I can trigger the problem by doing a 'make clean && make depend && make' on
the kernel. Following this command if I ifconfig up/down the interface,
triggering a firmware reload, ifconfig looks like it's stuck in a 'swwrt
and there's lots of disk activity. After adding trace code I noted that
the SAME bp is getting VOP_STRATEGY'd (line 1427 or swap_pager.c), and the
ata driver is writing it and issuing a wakeup() via biodone() so that
swp_pager_sync_iodone() is getting called and kicking us out of
tsleep("swwrt") correctly.
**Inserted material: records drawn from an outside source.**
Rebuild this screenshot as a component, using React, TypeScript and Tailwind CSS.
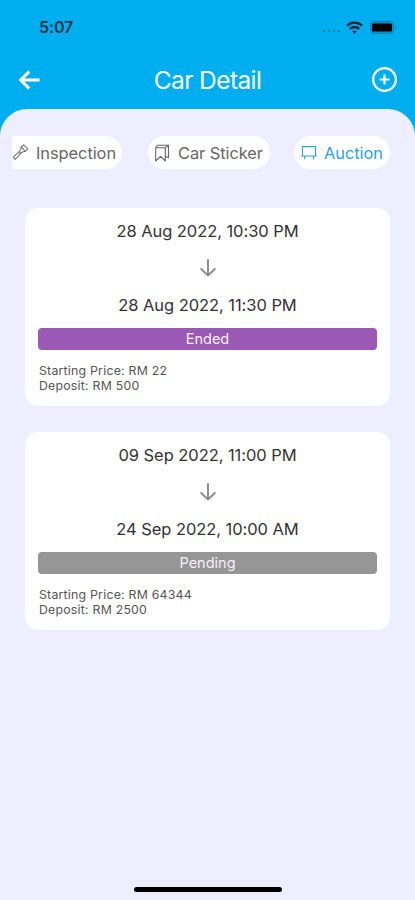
import { clsx } from "clsx";
import type { ReactNode } from "react";

type Auction = {
  start: string;
  end: string;
  status: "Ended" | "Pending";
  price: string;
  deposit: string;
};

const auctions: Auction[] = [
  { start: "28 Aug 2022, 10:30 PM", end: "28 Aug 2022, 11:30 PM", status: "Ended", price: "RM 22", deposit: "RM 500" },
  { start: "09 Sep 2022, 11:00 PM", end: "24 Sep 2022, 10:00 AM", status: "Pending", price: "RM 64344", deposit: "RM 2500" },
];

function StatusBar() {
  return (
    <div className="flex h-[54px] items-center justify-between pl-[39px] pr-[18px]">
      <span className="text-[16px] leading-5 font-semibold tracking-[-0.1px] text-[#06344a]">5:07</span>
      <div className="flex items-center">
        <svg width="20" height="12" viewBox="0 0 20 12" className="mr-[4px]" fill="#0788b8">
          <circle cx="2" cy="10" r="1.2" />
          <circle cx="7" cy="10" r="1.2" />
          <circle cx="12" cy="10" r="1.2" />
          <circle cx="17" cy="10" r="1.2" />
        </svg>
        <svg width="17" height="13" viewBox="0 0 17 13" fill="none" stroke="#032434" strokeWidth="2.4">
          <path d="M1 4.7a10.8 10.8 0 0 1 15 0" />
          <path d="M3.9 7.9a6.6 6.6 0 0 1 9.2 0" />
          <path d="M8.5 12.8 6.3 10.5a3.2 3.2 0 0 1 4.4 0z" fill="#032434" stroke="none" />
        </svg>
        <svg width="27" height="13" viewBox="0 0 27 13" className="ml-[7px]">
          <rect x="0.5" y="0.5" width="23" height="12" rx="3.5" fill="#0594c7" stroke="#0786b5" />
          <rect x="2" y="2.5" width="20" height="8" rx="1" fill="#000" />
          <path d="M25 4.5v4c.9-.4 1.4-1.1 1.4-2s-.5-1.6-1.4-2z" fill="#0786b5" />
        </svg>
      </div>
    </div>
  );
}

function Header() {
  return (
    <div className="flex h-[55px] items-center justify-between pl-[18px] pr-[17px] pb-[4px]">
      <svg width="22" height="20" viewBox="0 0 22 20" fill="none" stroke="#fff" strokeWidth="3" strokeLinejoin="round">
        <path d="M21.5 10H3M11.2 1.6 2.5 10l8.7 8.4" />
      </svg>
      <h1 className="ml-[4px] text-[24.5px] leading-8 tracking-[-0.6px] text-white">Car Detail</h1>
      <svg width="27" height="27" viewBox="0 0 27 27" fill="none" stroke="#fff" strokeWidth="2.2">
        <circle cx="13.5" cy="13.5" r="11.4" />
        <path d="M13.5 9.4v8.2M9.4 13.5h8.2" strokeLinecap="round" />
      </svg>
    </div>
  );
}

function Tab({ icon, label, className }: { icon: ReactNode; label: string; className: string }) {
  return (
    <button className={clsx("flex h-[33px] shrink-0 items-center bg-white text-[16.4px] tracking-[-0.05px] whitespace-nowrap", className)}>
      {icon}
      <span className="pt-[2px]">{label}</span>
    </button>
  );
}

function Tabs() {
  return (
    <div className="flex pt-[27px] pl-3">
      <Tab
        label="Inspection"
        className="w-[110px] gap-[7px] rounded-l-[4px] rounded-r-full text-[#666]"
        icon={
          <svg width="17" height="17" viewBox="0 0 17 17" fill="none" stroke="#777" strokeWidth="1.1" strokeLinejoin="round">
            <path d="m1.2 13.4 7.3-7.2.7-3.2L11.6.8l4.2 4-2.4 2.5-3.1.7-7.1 7.3z" />
            <path d="m9.2 3 4.2 4.300M7.200 9.500l1.400-1.400" />
          </svg>
        }
      />
      <Tab
        label="Car Sticker"
        className="ml-[26px] w-[122px] gap-[8px] rounded-full pl-[6px] text-[#666]"
        icon={
          <svg width="16" height="18" viewBox="0 0 16 18" fill="none" stroke="#666" strokeWidth="1.1" strokeLinejoin="round">
            <path d="M1.7 3.7h9.6V17l-4.8-4.600L1.700 17z" />
            <path d="M1.7 3.7 4 1.2h10.500v12.600l-3.200-1.600M11.300 3.700l3.200-2.500" />
          </svg>
        }
      />
      <Tab
        label="Auction"
        className="ml-6 w-[96px] gap-[7px] rounded-full pl-[7px] text-[#2e9fe0]"
        icon={
          <svg width="16" height="16" viewBox="0 0 16 16" fill="none" stroke="#2e9fe0" strokeWidth="1.1">
            <path d="M1.5 1.600h13v9.400h-13zM0 11h16M3.500 11v3.200M12.500 11v3.200" />
          </svg>
        }
      />
    </div>
  );
}

function AuctionCard({ auction }: { auction: Auction }) {
  return (
    <div className="h-[198px] rounded-[13px] bg-white px-[13px] pt-3">
      <p className="text-center text-[16.5px] leading-[22px] tracking-[-0.06px] text-[#333]">{auction.start}</p>
      <div className="flex h-[52px] items-center justify-center">
        <svg width="16" height="18" viewBox="0 0 16 18" fill="none" stroke="#8b8b8b" strokeWidth="1.9" strokeLinejoin="round" strokeLinecap="round">
          <path d="M8 1v15.500M1.200 10 8 16.500l6.800-6.500" />
        </svg>
      </div>
      <p className="text-center text-[16.5px] leading-[22px] tracking-[-0.06px] text-[#333]">{auction.end}</p>
      <div
        className={clsx(
          "mt-3 h-[22px] rounded-[4px] text-center text-[14.5px] leading-[22px] text-[#f7f0fa]",
          auction.status === "Ended" ? "bg-[#9b59b6]" : "bg-[#969696]"
        )}
      >
        {auction.status}
      </div>
      <div className="mt-[13px] pl-px text-[12.3px] leading-[15px] tracking-[0.23px] text-[#555]">
        <p>Starting Price: {auction.price}</p>
        <p>Deposit: {auction.deposit}</p>
      </div>
    </div>
  );
}

export default function App() {
  return (
    <div className="flex h-[900px] w-[415px] flex-col overflow-hidden bg-[#00aeef] font-['Inter',sans-serif]">
      <StatusBar />
      <Header />
      <main className="flex flex-1 flex-col rounded-t-[27px] bg-[#edeeff]">
        <Tabs />
        <div className="mt-[39px] flex flex-col gap-[26px] px-[25px]">
          {auctions.map((auction) => (
            <AuctionCard key={auction.start} auction={auction} />
          ))}
        </div>
        {/* Home indicator */}
        <div className="mx-auto mt-auto mb-[8px] h-[5px] w-[148px] rounded-full bg-black" />
      </main>
    </div>
  );
}
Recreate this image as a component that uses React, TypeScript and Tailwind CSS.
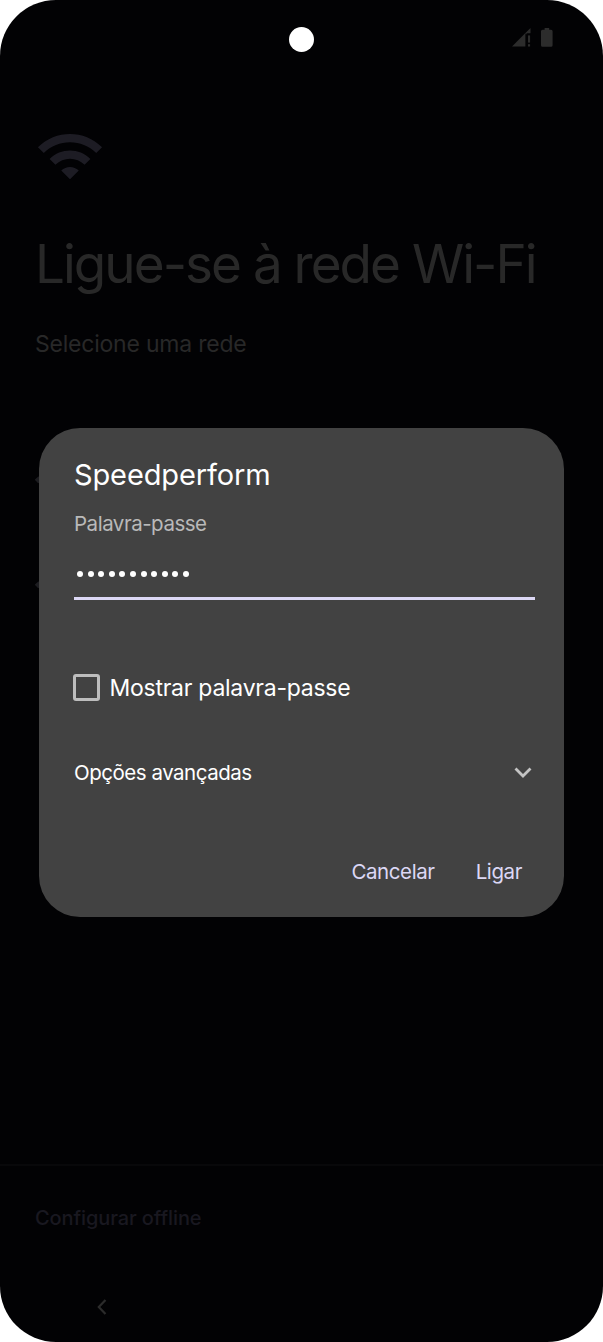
import { clsx } from "clsx";

const networks = ["network-1", "network-2"];
const passwordLength = 11;

function WifiIcon({ className }: { className?: string }) {
    return (
        <svg viewBox="0 0 24 24" fill="currentColor" className={clsx("shrink-0", className)}>
            <path d="M1 9l2 2c4.97-4.97 13.03-4.97 18 0l2-2C16.93 2.93 7.08 2.93 1 9zm8 8l3 3 3-3c-1.65-1.66-4.34-1.66-6 0zm-4-4l2 2c2.76-2.76 7.24-2.76 10 0l2-2C15.14 9.14 8.87 9.14 5 13z" />
        </svg>
    );
}

function StatusIcons() {
    return (
        <div className="flex items-start gap-[10px] text-[#2c2c2c]">
            <svg width="19" height="19" viewBox="0 0 19 19" fill="currentColor">
                <path d="M0 18.5L13.4 5.1V18.5Z" />
                <path d="M13.4 5.1L18.5 0V5.2H14.6V6.2H13.4Z" />
                <rect x="16" y="7.4" width="2.1" height="7.2" />
                <rect x="16" y="16.2" width="2.1" height="2.3" />
            </svg>
            <svg width="12" height="19" viewBox="0 0 12 19" fill="currentColor">
                <path d="M3.6 0h4.6v1.8h1.9a1.5 1.5 0 0 1 1.5 1.5v14a1.5 1.5 0 0 1-1.5 1.5H1.5A1.5 1.5 0 0 1 0 17.3V3.3a1.5 1.5 0 0 1 1.5-1.5h2.1z" />
            </svg>
        </div>
    );
}

function PasswordDialog() {
    return (
        <div
            role="dialog"
            className="absolute left-[39px] top-[428px] flex h-[489px] w-[525px] flex-col rounded-[41px] bg-[#424242] pl-[35px] pr-[29px] pt-[29px] text-white"
        >
            <h2 className="h-9 whitespace-nowrap text-[29px] leading-9 tracking-[-0.12px]">Speedperform</h2>
            <label className="mt-[17px] h-7 whitespace-nowrap text-[20.5px] leading-7 tracking-[-0.48px] text-[#b9b9b9]">
                Palavra-passe
            </label>

            {/* Masked password */}
            <div className="mt-[33px] flex h-[29px] gap-[4.6px] border-b-3 border-[#dcd8f5] pl-[3px]">
                {Array.from({ length: passwordLength }).map((_, i) => (
                    <span key={i} className="h-[6px] w-[6px] rounded-full bg-white" />
                ))}
            </div>

            <div className="-ml-[1px] mt-[71px] flex h-8 items-center gap-[9.5px]">
                <span className="h-[27px] w-[27px] rounded-[3px] border-3 border-[#bdbdbd]" />
                <span className="whitespace-nowrap pt-0.5 text-[23px] leading-8 tracking-[-0.26px]">Mostrar palavra-passe</span>
            </div>

            <div className="mt-14 flex h-7 items-center justify-between">
                <span className="whitespace-nowrap text-[20.5px] leading-7 tracking-[-0.48px]">Opções avançadas</span>
                <svg width="18" height="12" viewBox="0 0 18 12" fill="none" stroke="#c4c4c4" strokeWidth="2.8" className="mr-[3px]">
                    <path d="M1.5 1.5L9 9L16.5 1.5" />
                </svg>
            </div>

            <div className="mt-[71px] flex h-7 justify-end gap-[41px] pr-[13px] text-[20.5px] leading-7 tracking-[-0.4px] text-[#dcd8f5]">
                <button className="whitespace-nowrap">Cancelar</button>
                <button className="whitespace-nowrap">Ligar</button>
            </div>
        </div>
    );
}

export default function App() {
    return (
        <div className="h-[1342px] w-[603px] bg-white font-['Inter',sans-serif]">
            <div className="relative flex h-full w-full flex-col overflow-hidden rounded-[56px] bg-[#020204]">
                {/* Status bar */}
                <div className="flex h-[121px] justify-end pr-[50px] pt-[28px]">
                    <StatusIcons />
                </div>
                <div className="absolute left-[289px] top-[27px] h-[25px] w-[25px] rounded-full bg-white" />

                {/* Wi-Fi setup page */}
                <main className="flex flex-1 flex-col pl-[35px] text-[#282828]">
                    <WifiIcon className="h-[70px] w-[70px] text-[#1d1c24]" />
                    <h1 className="mt-[37px] h-[72px] whitespace-nowrap text-[53px] leading-[72px] tracking-[-1.98px]">
                        Ligue-se à rede Wi-Fi
                    </h1>
                    <p className="mt-7 h-8 whitespace-nowrap text-[23px] leading-8 tracking-[-0.22px]">Selecione uma rede</p>
                    <div className="mt-[104px] flex flex-col gap-[63px] text-[#1c1c20]">
                        {networks.map((n) => (
                            <WifiIcon key={n} className="-ml-[2px] h-[42px] w-[42px]" />
                        ))}
                    </div>
                </main>

                {/* Bottom action + navigation */}
                <footer className="h-[178px] border-t-2 border-[#08080a] pl-[35px] pt-[38px]">
                    <button className="block h-7 whitespace-nowrap text-[20px] font-medium leading-7 tracking-[-0.1px] text-[#191820]">
                        Configurar offline
                    </button>
                    <svg width="10" height="16" viewBox="0 0 10 16" fill="none" stroke="#2b2b2b" strokeWidth="2.2" className="ml-[62px] mt-[67px]">
                        <path d="M8.5 1L1.8 8L8.5 15" />
                    </svg>
                </footer>

                <PasswordDialog />
            </div>
        </div>
    );
}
But this is happening ad infinitum.
So I've isolated the problem to a few lines in vm_contig.c.
if ((i == vmstats.v_page_count) ||
((VM_PAGE_TO_PHYS(&pga[i]) + size) > high)) {
again1:
if (vm_contig_pg_clean(PQ_INACTIVE))
goto again1;
if (vm_contig_pg_clean(PQ_ACTIVE))
goto again1;
crit_exit();
continue; /* next pass */
}
The four things that I've tried to add are -
1. In the main for loop in vm_contig_pg_alloc() there are two exit paths -
one inside a critical section, and the other outside a critical section. On
the failure path, if the second pass allocation attempt fails, crit_exit()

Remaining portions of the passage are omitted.